Technically yes, in practice no.
Most auroras occur between 90 and 130 km above ground level, though some occur hundreds of kilometers high. Source
NASA considers Low Earth Orbit to be between 160 km and 1000 km above ground, so you have sufficient overlap to be safe in that respect.
An aurora is the emission of photons by gas particles in the atmosphere. In order to be considered an aurora there is the obvious requirement that it be visible from the ground. This translates to the requirement that many gas particles emit photons at the same time over a large area of the sky.
The exact mechanisms that make auroras possible are still under investigation.
A general idea is that the sun is constantly emitting charged particles (mostly electrons) in all directions, and many of these get trapped above the Earth's atmosphere in what's called the magnetosphere.
Image taken from NASA's tumblr page on magnetospheres
The size of the magnetosphere depends on the relative strengths of the solar wind and the Earth's magnetic fields.
When the solar winds rapidly increase in strength it contracts and you can observe the consequence of an onslaught of charged particles being flung into the Earth's atmosphere.
This is typically observable at the poles where the magnetic fields are the strongest and attract the charged particles most strongly.
Because of this, auroras are massive.
See a beautiful animated version of this image here
As you can now imagine, the sheer scale of the event is absolutely massive and caused by forces that no spaceship will even need.

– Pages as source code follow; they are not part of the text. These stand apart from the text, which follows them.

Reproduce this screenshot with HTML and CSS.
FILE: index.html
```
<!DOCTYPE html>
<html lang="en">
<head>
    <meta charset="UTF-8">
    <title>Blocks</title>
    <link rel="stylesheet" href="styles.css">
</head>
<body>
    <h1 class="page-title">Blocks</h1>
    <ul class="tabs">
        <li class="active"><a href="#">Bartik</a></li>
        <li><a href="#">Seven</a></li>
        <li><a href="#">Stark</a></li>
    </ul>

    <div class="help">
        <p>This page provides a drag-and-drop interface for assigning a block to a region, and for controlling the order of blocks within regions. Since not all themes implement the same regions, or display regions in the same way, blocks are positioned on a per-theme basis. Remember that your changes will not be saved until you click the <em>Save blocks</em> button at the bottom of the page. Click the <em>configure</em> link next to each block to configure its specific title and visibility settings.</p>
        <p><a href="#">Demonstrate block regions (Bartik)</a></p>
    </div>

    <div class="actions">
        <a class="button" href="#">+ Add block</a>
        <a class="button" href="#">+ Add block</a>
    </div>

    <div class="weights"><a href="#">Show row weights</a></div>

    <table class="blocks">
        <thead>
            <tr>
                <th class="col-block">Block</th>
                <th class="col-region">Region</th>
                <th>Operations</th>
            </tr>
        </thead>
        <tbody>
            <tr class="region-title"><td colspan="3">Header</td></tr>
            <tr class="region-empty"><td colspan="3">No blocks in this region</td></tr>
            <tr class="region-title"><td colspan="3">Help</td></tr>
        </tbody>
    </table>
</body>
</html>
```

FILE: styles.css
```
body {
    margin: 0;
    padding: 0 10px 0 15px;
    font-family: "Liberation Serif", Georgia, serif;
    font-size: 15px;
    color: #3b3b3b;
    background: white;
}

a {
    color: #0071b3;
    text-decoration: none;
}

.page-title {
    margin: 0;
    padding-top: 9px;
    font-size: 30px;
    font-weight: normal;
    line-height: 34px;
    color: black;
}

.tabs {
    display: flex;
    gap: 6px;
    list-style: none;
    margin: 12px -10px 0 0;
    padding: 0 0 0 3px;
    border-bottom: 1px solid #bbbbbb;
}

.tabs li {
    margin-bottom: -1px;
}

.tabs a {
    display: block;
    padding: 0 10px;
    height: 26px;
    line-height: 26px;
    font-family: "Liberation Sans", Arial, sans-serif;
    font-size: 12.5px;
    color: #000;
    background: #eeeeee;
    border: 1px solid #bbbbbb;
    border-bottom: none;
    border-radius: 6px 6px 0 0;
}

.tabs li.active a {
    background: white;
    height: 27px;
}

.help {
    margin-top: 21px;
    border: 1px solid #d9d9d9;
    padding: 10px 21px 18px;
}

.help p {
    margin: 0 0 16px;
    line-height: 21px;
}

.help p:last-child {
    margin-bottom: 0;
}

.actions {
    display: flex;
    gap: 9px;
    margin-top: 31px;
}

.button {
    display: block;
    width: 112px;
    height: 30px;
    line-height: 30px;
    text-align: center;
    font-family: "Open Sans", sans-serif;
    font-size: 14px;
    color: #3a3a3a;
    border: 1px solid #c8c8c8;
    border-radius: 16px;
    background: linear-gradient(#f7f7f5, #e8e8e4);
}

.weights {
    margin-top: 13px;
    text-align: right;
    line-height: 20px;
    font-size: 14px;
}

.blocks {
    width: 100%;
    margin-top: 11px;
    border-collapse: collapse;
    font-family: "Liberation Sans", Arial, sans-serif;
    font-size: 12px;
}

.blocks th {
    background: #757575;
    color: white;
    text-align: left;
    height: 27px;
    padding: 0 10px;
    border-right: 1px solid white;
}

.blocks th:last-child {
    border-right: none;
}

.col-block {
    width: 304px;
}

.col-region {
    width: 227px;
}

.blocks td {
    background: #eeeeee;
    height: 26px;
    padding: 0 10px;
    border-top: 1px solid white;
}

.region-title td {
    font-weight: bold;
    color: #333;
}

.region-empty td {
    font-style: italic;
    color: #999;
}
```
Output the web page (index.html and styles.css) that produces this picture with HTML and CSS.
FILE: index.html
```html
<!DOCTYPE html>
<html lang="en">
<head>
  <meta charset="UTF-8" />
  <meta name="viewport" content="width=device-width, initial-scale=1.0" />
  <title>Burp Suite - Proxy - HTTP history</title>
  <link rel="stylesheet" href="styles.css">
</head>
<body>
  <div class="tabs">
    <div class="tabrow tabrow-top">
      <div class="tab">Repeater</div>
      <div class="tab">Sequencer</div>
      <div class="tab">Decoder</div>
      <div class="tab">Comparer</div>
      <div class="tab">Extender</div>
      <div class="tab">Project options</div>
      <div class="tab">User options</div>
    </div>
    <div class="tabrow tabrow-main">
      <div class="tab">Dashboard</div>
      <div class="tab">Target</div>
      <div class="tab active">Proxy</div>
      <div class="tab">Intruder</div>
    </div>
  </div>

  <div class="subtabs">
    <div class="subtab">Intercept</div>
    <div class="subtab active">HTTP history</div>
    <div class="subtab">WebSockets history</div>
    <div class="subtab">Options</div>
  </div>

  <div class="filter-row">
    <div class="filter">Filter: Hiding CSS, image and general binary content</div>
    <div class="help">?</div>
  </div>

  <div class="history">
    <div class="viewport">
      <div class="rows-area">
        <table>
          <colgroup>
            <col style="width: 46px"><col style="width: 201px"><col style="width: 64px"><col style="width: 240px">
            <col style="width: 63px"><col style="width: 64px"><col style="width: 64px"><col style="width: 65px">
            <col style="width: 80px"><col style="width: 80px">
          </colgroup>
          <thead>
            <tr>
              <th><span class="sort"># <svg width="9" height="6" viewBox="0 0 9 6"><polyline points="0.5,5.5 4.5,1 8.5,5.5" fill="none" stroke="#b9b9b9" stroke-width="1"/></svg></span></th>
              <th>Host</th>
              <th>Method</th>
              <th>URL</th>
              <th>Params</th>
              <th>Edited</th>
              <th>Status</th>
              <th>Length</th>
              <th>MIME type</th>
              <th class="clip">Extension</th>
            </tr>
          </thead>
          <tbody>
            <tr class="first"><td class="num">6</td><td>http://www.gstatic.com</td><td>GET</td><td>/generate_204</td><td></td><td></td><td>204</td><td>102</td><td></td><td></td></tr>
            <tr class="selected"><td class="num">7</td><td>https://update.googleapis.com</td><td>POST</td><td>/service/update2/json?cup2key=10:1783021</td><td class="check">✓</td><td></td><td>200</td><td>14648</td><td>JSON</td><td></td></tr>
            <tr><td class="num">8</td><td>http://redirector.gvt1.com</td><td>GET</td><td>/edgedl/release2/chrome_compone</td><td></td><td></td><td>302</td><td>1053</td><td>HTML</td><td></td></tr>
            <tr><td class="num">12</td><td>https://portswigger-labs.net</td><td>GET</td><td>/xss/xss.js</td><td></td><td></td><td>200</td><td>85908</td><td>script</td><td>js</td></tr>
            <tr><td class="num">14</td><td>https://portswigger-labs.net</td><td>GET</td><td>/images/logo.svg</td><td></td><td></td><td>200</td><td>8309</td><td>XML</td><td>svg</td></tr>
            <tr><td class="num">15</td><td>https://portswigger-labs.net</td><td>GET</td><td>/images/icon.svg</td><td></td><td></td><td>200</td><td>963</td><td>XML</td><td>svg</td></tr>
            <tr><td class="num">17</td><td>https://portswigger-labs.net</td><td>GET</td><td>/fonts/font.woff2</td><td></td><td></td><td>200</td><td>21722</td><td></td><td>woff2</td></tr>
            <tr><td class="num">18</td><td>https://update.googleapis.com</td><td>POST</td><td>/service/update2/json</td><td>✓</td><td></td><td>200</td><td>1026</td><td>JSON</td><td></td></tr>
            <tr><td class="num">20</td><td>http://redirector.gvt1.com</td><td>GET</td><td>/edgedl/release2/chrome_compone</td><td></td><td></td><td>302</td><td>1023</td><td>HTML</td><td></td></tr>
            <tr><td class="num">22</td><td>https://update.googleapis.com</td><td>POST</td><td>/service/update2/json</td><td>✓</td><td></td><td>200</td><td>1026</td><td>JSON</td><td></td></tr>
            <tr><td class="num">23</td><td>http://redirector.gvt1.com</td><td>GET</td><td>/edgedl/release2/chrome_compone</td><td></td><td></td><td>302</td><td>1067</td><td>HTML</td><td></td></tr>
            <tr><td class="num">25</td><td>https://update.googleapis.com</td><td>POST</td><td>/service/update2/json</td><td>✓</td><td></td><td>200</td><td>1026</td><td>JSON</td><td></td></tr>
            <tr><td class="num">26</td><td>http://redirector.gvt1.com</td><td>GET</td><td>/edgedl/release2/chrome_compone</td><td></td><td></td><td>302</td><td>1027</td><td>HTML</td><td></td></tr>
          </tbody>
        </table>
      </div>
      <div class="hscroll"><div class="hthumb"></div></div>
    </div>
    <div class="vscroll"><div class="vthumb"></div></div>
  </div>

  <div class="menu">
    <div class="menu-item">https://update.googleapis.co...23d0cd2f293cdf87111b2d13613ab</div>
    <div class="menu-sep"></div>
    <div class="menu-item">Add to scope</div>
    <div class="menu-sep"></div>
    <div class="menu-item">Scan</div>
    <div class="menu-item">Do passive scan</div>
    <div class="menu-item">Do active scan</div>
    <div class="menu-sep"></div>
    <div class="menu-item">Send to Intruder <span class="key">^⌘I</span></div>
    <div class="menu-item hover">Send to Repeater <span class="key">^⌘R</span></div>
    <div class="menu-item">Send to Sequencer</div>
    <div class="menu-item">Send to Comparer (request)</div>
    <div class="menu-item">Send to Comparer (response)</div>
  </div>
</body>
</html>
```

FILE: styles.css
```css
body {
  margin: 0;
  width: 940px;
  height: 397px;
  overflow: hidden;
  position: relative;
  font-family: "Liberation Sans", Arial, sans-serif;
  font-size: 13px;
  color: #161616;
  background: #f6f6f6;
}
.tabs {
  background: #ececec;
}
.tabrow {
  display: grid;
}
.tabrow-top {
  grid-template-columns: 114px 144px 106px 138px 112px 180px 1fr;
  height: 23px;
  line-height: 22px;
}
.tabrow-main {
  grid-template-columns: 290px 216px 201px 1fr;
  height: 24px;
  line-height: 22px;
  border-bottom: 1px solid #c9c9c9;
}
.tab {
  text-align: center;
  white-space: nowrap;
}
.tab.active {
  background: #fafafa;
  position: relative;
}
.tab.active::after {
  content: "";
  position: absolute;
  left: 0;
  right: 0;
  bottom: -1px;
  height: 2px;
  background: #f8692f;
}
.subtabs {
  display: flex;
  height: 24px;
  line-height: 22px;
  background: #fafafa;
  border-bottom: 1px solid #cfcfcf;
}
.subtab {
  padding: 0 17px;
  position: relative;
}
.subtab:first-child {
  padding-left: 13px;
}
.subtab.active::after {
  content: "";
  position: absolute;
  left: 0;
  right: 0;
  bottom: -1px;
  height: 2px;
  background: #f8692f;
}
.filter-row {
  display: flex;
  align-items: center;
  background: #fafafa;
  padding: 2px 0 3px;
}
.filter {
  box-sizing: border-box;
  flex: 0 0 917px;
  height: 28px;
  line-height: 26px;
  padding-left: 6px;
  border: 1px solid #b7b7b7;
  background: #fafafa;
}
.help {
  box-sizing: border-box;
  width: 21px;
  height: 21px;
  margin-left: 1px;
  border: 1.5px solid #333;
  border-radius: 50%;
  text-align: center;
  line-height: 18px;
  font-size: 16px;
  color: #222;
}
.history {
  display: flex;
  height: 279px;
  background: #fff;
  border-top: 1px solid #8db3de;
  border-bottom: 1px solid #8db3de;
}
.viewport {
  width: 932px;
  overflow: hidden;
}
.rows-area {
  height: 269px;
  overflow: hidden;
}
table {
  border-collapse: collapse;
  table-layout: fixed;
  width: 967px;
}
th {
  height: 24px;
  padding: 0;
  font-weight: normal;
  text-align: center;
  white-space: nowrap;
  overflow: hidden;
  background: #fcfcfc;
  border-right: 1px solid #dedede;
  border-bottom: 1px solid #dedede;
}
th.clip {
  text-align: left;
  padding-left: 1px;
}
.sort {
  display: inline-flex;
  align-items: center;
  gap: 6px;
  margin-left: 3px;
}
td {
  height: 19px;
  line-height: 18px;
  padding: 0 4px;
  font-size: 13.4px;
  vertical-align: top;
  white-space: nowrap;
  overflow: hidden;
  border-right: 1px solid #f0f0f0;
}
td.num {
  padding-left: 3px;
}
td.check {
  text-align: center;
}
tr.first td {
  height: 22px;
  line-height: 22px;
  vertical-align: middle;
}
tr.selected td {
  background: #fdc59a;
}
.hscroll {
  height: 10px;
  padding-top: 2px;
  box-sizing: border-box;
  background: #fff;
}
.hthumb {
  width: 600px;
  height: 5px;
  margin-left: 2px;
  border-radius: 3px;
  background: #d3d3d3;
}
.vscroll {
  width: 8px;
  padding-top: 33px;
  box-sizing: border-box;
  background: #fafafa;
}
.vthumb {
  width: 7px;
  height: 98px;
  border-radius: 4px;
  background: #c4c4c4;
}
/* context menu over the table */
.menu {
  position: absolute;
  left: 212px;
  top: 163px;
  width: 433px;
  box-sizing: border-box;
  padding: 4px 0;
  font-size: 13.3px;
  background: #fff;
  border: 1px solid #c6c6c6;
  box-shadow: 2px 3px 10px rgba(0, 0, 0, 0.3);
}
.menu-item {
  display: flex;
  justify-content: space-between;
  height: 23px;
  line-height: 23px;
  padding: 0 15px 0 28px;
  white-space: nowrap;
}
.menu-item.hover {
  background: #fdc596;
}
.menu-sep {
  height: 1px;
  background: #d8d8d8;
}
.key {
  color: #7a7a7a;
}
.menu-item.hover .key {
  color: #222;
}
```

So, yes, an ion drive which emits plasma will cause the atmospheric particles surrounding the thruster to gain energy and release it in the form of photons and cause a light display much in the same way that the particles trapped in the magnetosphere do.
However there would not be any sustained excitation of the atmosphere, and so instead of generating an aurora that covers the sky, the space-ship would leave a quickly fading, much smaller trail of lights reminiscent of the lights of an aurora.